LAWS-9002 (3) Public Land Law

Deals with the legal status and management of resources on federal lands, including national forests, parks, and BLM lands. Explores federal law, policy, and agency practice affecting the use of mineral, timber, range, water, wildlife, and wilderness resources on public lands. Restricted to Law students only. Prereq., LAWS 6112. Prerequisites: Restricted to Law students only.

LAWS-9061 (1) Contract Drafting

Begins with value creation by transactional lawyers, and emphasizes the opportunity for lawyers to reduce information and agency costs, and mitigate strategic behavior by using tools such as disclosure, representation and warranties, incentive compensation and earnouts. Shifts to negotiation and drafting, focusing on basic drafting principles and strategies to advance one's clients' interests. Introduces the basic framework of contracts (recitals, reps and warranties, capitalized terms, definitions, indemnifications and escrow). Restricted to Law students only. Prerequisites: Restricted to Law students only.

LAWS-9101 (4) Deals: Engineering Financial Transactions

Explores the business lawyer's role in creating value by helping clients identify, assess, and manage business risks through efficient contract design while achieving the optimal legal, tax or regulatory treatment for the deal. Includes case studies of actual transactions. Restricted to Law students only. Prerequisites: Restricted to Law students only.

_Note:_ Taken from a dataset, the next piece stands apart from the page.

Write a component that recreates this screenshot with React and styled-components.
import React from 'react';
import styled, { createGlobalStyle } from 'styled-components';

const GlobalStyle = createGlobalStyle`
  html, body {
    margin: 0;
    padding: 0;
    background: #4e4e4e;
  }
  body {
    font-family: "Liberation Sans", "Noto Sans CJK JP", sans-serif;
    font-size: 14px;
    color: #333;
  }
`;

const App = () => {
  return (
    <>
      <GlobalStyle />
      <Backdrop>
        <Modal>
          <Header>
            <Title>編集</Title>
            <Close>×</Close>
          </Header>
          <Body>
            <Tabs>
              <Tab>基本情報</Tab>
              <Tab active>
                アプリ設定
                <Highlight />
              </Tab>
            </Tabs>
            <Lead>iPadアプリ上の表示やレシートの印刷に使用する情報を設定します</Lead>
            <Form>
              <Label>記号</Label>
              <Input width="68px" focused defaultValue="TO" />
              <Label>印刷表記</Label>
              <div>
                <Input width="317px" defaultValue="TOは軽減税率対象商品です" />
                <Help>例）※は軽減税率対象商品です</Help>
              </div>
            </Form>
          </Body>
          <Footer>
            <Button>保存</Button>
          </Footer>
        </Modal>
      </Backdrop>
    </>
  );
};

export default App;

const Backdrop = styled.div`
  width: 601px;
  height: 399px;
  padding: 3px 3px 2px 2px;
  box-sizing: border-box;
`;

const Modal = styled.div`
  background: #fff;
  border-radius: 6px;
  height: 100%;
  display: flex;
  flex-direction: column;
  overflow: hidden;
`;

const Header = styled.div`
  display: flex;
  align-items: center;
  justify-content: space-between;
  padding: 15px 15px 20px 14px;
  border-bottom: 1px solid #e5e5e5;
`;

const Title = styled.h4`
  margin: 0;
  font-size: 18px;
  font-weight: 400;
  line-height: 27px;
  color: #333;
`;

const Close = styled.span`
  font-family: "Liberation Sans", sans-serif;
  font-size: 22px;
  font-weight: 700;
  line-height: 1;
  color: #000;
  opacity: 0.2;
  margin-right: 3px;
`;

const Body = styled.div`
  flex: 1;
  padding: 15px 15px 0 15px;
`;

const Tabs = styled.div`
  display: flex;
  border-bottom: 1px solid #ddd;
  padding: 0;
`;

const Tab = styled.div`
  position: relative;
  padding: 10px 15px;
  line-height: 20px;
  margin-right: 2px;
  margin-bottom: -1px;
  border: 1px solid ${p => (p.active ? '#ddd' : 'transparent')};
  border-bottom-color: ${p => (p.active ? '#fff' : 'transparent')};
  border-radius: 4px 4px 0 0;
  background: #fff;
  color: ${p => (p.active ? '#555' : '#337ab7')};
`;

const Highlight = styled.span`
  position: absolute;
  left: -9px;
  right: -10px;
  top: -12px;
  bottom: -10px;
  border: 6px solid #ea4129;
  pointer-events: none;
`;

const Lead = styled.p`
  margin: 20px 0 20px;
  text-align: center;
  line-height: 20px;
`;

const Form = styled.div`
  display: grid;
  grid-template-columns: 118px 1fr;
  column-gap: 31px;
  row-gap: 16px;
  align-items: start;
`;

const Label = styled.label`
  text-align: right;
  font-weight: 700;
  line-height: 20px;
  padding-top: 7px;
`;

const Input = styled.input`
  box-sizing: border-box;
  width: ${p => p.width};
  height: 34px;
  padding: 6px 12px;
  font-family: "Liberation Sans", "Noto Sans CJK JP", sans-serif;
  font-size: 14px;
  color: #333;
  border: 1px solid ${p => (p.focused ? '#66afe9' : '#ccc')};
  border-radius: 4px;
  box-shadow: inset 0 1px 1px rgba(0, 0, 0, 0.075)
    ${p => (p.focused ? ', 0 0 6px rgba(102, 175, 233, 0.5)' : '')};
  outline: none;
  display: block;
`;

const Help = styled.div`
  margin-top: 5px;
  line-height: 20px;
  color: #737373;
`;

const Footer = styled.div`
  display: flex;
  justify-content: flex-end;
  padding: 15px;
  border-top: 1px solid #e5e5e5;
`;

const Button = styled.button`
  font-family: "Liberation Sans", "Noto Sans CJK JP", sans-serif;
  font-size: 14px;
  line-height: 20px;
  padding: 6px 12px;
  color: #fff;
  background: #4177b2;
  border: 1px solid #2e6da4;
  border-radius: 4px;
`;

LAWS-9104 (3) Wills and Trusts

Covers intestate succession; family protection; execution of wills; revocation and revival; will contracts and will substitutes; creation of trusts; modification and termination; charitable trusts; fiduciary administration, including probate and contest of wills; construction problems in estate distribution. Restricted to Law students only. Prerequisites: Restricted to Law students only.

LAWS-9111 (4) Business Law Colloquium

Business law scholars from CU and around the country present research papers at this weekly colloquium. Topics may include contracts, corporate law, securities regulation, tax, intellectual property, venture capital and private equity, and the legal profession. No prior knowledge of law and economics is expected, although some knowledge of business organizations will be useful. Restricted to Law students only. Prerequisites: Restricted to Law students only.

LAWS-9112 (2-3) Advanced Natural Resources Law

Provides in-depth study and analysis of current problems in natural resources law, using historical, literary, and scientific materials. Includes field-trip and requires additional field trip expenses. May be repeated up to 5 total credit hours. Restricted to Law students only. Recommended prereq., LAWS 6112 or students must have taken or be currently enrolled in any three of the following: LAWS 6002, 6112, 6302 or 7725. Prerequisites: Restricted to Law students only.

LAWS-9167 (3) Partnership Taxation

Studies federal income taxation of pass-through entities such as are used by most small businesses in the U.S. Includes creation, operation, distributions, sales of interests, and liquidation. Restricted to Law students only. Prerequisites: Restricted to Law students only.